Many folks are curious about how I found my way to homeopathy, about my allopathic training, and about other aspects of my background. In response, here is a bit of my personal history. 

I grew up in northern New Jersey, and knew by the time I was eight years old that I wanted to be a veterinarian. As you might expect, I had all of the usual pets, and a few unusual ones. My thanks to my Mom and Dad for their patience and support through an endless succession of furred, feathered, scaled and shelled critters that I brought home. ("I'll take care of him, Mom. I promise!")

In my teens, I bred and showed tropical fish. This is the earliest experience I can recall that started me thinking more holistically. I discovered that my fish bred more successfully, and were more disease resistant, when fed live food (brine shrimp, tubifex worms) than when given commercial 'fish food'. Hmmm...

In college, I couldn't have a dog or a cat, so I got a boa constrictor named Owsley. I had Owsley for 16 years, and even managed to find him a mate. Imagine coming home from a backpacking trip to find 15 baby boas swarming around the habitat!

I'd like to think that my considerable adolescent rebelliousness eventually matured into a healthy nonconformity. In any case, I've always thought for myself, and so it's not surprising that by the time I finished veterinary school I had already joined the American Holistic Veterinary Medical Association, and was particularly interested in nutrition. I quickly embraced and studied herbal medicine, and explored kinesiology, electroacupuncture, and other holistic modalities.

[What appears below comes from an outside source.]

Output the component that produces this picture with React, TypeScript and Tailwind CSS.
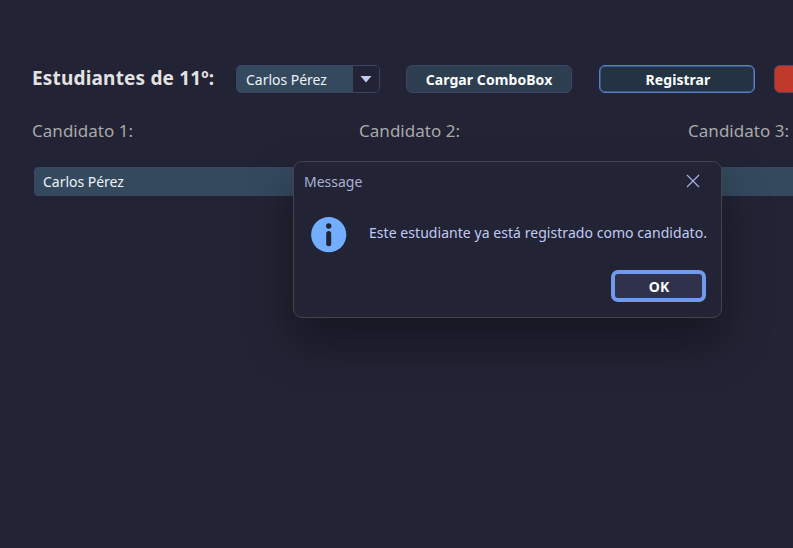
import React from "react";

const uiFont = "font-['Noto_Sans','Open_Sans',sans-serif]";

function Toolbar() {
  return (
    <div className="flex h-7 items-center">
      <h1 className="w-[204px] shrink-0 pb-[2px] whitespace-pre text-[19px] leading-[26px] font-bold tracking-[0.18px] text-[#e2e2e2]">
        Estudiantes de 11º:
      </h1>
      <div className="flex h-7 w-36 shrink-0 overflow-hidden rounded-[5px] border border-[#3e4265] bg-[#34495e]">
        <span className="flex-1 pl-[9px] text-[14px] leading-[27px] tracking-[-0.02px] whitespace-nowrap text-[#eef2f5]">
          Carlos Pérez
        </span>
        <span className="flex w-[26px] items-center justify-center bg-[#222334]">
          <svg width="12" height="7" viewBox="0 0 12 7">
            <path d="M.5 0h11L6 6.5z" fill="#c0caf5" />
          </svg>
        </span>
      </div>
      <button className="ml-[26px] h-7 w-[166px] shrink-0 rounded-[6px] border border-[#3e4265] bg-[#2c3e50] text-[14px] font-bold tracking-[0.08px] text-white">
        Cargar ComboBox
      </button>
      <button className="ml-[27px] h-7 w-[156px] shrink-0 rounded-[6px] border border-[#587fca] bg-[#243342] pl-[2px] text-[14px] font-bold tracking-[0.05px] text-white shadow-[inset_0_0_0_0.5px_#587fca]">
        Registrar
      </button>
      <button className="ml-[19px] h-7 w-40 shrink-0 rounded-[6px] border border-[#63415e] bg-[#c0392b]" />
    </div>
  );
}

function CandidateLabels() {
  return (
    <div className="mt-[24px] flex text-[17px] leading-7 whitespace-nowrap text-[#a9a9a9]">
      <span className="w-[327px] shrink-0 tracking-[0.03px]">Candidato 1:</span>
      <span className="w-[329px] shrink-0 tracking-[0.03px]">Candidato 2:</span>
      <span className="shrink-0 tracking-[0.03px]">Candidato 3:</span>
    </div>
  );
}

function MessageDialog() {
  return (
    <section
      role="dialog"
      className="absolute top-[161px] left-[293px] h-[157px] w-[429px] rounded-[9px] border border-[#42434e] bg-[#222334] shadow-[0_24px_48px_rgba(0,0,0,0.36)]"
    >
      <header className="flex h-[38px] items-center justify-between pr-[21px] pl-[10px]">
        <span className="pt-px text-[14px] text-[#a9b1d6]">Message</span>
        <svg width="14" height="14" viewBox="0 0 14 14" fill="none" stroke="#a9b1e6" strokeWidth="1.15">
          <path d="M1 1l12 12M13 1L1 13" />
        </svg>
      </header>
      <div className="mt-px flex h-[69px] pt-4 pl-[17px]">
        <svg width="36" height="36" viewBox="0 0 36 36" className="shrink-0">
          <circle cx="17.7" cy="17.7" r="17.6" fill="#73adff" />
          <circle cx="17.7" cy="9" r="2.7" fill="#222334" />
          <rect x="15.2" y="14" width="5" height="15.3" rx="2.5" fill="#222334" />
        </svg>
        <p className="ml-[22px] text-[14px] leading-8 tracking-[0.05px] whitespace-nowrap text-[#c0caf5]">
          Este estudiante ya está registrado como candidato.
        </p>
      </div>
      <div className="flex justify-end pr-[15px]">
        <button className="h-8 w-[95px] rounded-[7px] border-4 border-[#7199ee] bg-[#30314b] pt-px pl-px text-[14px] leading-[24px] font-bold text-white">
          OK
        </button>
      </div>
    </section>
  );
}

export default function App() {
  return (
    <main className={`relative h-[548px] w-[793px] overflow-hidden bg-[#222334] pt-[65px] pl-8 ${uiFont}`}>
      <Toolbar />
      <CandidateLabels />
      <div className="mt-[22px] ml-[2px] h-[29px] w-[980px] rounded-[4px] border border-[#3e4265] bg-[#34495e] pl-2 text-[14px] leading-[27px] tracking-[-0.02px] text-[#eef2f5]">
        Carlos Pérez
      </div>
      <MessageDialog />
    </main>
  );
}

None of that, however, prepared me for my introduction to homeopathy. I moved to Santa Cruz, California in 1983, and met Dr. Richard Pitcairn, who was also living there at the time. He encouraged me to learn about homeopathy, but in my youthful arrogance I felt that I was doing just fine, thank you, with my nutrition and herbs. Then came a case that completely stymied my every effort to help. She was a German Shepherd named Halley who was dying from a chronic cough. Seriously! She had been coughing day and night for weeks, could not eat or sleep, had become emaciated, and was headed toward death. Nothing that I did, including allopathic drug treatment, had any effect whatsoever. Finally, Lori, Halley's caretaker, called to ask me if she could try a homeopathic remedy, Arsenicum album, which had been recommended by a human homeopath she knew. To make a long story short, the Arsenicum quickly cured the cough. It turns out that Halley had been treated for heartworms three years earlier, and arsenic is the active ingredient in the drug that had been given. The drug had induced a state like chronic arsenic poisoning. Thus, I had my first lesson in Similia Similibus Curentur: like cures like.

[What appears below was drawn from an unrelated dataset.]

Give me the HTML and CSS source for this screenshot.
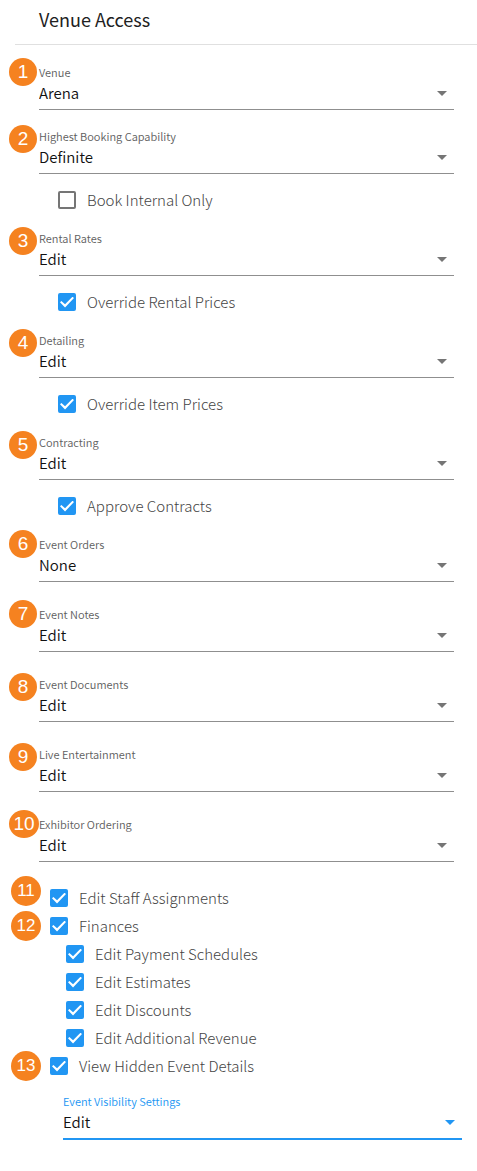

Needless to say, I was blown away. Shortly thereafter, I signed up for Richard's very first homeopathy workshop.

Homeopathy is more than a system of medicine; it is a way of thinking. Learning to think homeopathically is like learning to think in a different language. Not everyone is able to make the paradigm shift necessary to change from allopathic to homeopathic thinking. It turned out that I have a certain aptitude for this very unique system of medicine and thought.

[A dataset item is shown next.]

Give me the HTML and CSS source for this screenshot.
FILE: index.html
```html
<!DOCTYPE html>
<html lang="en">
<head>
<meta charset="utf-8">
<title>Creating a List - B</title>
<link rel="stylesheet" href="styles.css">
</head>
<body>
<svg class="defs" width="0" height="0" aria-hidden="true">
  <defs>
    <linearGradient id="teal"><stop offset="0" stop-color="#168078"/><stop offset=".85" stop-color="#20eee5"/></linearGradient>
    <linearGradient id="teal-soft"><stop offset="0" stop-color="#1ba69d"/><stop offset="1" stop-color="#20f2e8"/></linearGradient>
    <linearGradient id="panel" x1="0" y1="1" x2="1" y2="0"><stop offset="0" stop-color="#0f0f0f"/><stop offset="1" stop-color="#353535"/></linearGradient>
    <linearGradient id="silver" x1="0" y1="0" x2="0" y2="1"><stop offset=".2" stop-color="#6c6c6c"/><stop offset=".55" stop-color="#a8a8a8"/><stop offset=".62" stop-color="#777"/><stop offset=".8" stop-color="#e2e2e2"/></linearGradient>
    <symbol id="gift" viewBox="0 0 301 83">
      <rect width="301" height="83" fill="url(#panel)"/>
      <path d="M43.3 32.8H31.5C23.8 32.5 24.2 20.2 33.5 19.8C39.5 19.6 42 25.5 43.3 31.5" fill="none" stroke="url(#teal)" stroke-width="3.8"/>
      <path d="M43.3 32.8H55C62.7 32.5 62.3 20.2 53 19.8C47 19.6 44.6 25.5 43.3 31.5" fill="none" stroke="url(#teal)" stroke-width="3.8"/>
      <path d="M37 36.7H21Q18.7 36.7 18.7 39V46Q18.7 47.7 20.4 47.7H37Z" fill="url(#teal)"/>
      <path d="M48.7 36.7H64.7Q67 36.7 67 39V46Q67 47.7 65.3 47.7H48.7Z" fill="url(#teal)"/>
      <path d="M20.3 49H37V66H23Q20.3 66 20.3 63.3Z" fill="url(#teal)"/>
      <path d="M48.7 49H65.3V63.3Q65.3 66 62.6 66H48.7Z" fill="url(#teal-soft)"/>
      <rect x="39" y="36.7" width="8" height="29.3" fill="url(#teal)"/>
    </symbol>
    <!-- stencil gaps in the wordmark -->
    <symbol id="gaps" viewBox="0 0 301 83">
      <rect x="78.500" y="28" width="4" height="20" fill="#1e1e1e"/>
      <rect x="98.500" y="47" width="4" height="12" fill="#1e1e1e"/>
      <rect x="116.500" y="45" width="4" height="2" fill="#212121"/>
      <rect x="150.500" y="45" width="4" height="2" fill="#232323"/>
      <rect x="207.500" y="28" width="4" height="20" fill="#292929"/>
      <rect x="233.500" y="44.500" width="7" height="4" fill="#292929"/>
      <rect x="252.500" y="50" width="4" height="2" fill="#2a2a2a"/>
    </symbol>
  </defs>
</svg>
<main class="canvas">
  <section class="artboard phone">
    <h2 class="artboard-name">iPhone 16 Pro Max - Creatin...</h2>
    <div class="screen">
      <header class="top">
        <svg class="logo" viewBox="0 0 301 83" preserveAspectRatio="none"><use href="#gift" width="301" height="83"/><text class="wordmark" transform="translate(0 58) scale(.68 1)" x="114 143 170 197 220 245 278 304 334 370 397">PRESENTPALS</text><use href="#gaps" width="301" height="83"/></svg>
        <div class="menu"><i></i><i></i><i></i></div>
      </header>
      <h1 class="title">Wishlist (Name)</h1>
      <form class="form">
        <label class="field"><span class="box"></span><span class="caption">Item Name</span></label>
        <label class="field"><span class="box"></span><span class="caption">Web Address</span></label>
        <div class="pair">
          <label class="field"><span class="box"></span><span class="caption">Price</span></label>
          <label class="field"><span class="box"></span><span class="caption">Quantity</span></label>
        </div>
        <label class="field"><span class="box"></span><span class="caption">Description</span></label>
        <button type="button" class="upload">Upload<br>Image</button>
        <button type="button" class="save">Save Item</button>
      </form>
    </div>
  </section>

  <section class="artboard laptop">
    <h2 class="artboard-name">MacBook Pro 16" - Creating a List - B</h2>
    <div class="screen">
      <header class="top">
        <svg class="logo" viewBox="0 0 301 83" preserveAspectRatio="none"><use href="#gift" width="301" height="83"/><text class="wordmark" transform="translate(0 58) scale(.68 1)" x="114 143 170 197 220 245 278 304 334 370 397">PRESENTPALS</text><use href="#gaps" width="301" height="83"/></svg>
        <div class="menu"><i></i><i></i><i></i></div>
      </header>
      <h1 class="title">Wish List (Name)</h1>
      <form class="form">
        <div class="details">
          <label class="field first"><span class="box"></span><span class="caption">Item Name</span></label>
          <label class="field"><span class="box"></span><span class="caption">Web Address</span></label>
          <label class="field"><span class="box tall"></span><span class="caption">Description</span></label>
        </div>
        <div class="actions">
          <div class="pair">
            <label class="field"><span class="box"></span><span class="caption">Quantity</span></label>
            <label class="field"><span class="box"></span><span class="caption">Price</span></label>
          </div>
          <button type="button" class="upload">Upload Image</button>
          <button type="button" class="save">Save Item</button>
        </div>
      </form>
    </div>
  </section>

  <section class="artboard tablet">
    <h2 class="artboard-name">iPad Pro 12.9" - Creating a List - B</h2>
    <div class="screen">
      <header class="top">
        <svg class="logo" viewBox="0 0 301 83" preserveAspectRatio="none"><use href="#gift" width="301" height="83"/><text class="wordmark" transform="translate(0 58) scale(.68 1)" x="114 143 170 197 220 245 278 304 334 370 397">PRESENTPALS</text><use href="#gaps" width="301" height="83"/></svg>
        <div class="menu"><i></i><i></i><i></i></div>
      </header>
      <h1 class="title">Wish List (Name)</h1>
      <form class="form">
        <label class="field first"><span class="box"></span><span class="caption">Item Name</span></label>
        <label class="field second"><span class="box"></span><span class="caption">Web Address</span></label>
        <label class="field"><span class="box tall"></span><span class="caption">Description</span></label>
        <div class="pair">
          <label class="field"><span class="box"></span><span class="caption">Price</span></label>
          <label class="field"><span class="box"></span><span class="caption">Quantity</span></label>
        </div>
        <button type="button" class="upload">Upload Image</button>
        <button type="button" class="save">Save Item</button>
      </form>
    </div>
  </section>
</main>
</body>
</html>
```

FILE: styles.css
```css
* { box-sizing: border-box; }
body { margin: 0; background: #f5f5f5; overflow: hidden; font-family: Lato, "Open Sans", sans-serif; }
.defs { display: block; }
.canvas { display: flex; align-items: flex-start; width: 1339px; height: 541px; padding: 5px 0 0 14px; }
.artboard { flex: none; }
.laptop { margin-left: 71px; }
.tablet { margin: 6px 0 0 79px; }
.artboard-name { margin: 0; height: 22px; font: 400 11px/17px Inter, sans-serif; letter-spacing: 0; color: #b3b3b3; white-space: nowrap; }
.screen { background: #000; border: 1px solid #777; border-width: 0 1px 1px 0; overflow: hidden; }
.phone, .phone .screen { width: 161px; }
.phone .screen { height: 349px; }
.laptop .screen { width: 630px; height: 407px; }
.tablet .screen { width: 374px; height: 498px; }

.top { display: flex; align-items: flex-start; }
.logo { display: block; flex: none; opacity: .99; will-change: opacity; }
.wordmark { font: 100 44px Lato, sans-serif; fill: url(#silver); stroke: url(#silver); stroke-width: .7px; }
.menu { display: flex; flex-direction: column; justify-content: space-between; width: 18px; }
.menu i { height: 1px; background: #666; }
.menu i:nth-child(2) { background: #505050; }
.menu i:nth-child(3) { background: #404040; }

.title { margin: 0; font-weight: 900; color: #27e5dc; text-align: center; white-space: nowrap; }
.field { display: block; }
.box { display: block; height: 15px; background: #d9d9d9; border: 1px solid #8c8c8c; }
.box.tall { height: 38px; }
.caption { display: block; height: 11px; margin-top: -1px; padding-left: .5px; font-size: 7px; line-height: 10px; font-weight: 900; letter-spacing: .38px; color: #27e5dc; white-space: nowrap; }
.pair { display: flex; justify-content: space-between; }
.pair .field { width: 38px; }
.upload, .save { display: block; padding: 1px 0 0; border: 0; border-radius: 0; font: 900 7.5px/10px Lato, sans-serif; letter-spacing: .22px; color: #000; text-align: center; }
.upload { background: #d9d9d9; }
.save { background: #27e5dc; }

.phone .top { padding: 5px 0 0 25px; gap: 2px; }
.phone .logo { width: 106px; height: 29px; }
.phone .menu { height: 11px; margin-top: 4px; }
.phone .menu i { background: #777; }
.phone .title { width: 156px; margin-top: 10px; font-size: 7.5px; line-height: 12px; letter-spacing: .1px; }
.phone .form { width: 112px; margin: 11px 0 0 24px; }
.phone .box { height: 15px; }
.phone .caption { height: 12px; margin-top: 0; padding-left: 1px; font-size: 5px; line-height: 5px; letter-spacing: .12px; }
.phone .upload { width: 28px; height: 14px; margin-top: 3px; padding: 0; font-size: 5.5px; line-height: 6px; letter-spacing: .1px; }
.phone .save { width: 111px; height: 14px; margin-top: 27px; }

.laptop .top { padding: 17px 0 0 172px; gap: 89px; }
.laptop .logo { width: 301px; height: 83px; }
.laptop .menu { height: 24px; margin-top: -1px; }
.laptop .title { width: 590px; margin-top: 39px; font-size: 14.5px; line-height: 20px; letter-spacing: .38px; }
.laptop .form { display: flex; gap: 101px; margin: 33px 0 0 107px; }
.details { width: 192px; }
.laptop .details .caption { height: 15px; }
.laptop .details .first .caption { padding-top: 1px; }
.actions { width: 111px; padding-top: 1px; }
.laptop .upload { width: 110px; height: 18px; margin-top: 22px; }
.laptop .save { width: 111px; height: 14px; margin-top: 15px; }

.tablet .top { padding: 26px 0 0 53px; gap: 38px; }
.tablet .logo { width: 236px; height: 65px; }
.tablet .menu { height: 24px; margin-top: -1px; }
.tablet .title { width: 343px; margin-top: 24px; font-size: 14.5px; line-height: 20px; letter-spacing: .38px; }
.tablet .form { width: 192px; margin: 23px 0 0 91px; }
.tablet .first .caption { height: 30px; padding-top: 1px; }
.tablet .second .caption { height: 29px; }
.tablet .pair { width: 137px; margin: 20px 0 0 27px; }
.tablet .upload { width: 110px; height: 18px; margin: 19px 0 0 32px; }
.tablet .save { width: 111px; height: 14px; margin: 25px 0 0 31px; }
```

I have continued to study all these years with some of the best teachers in the world. Along with the advancement of my homeopathic skills, and, in part, as a result of my own homeopathic treatment, I have also experienced considerable personal and spiritual growth. To paraphrase Samuel Hahnemann, the founder of homeopathy, in the first paragraph of his Organon, it all works together in the wondrous process of living life and striving to achieve one's highest potential.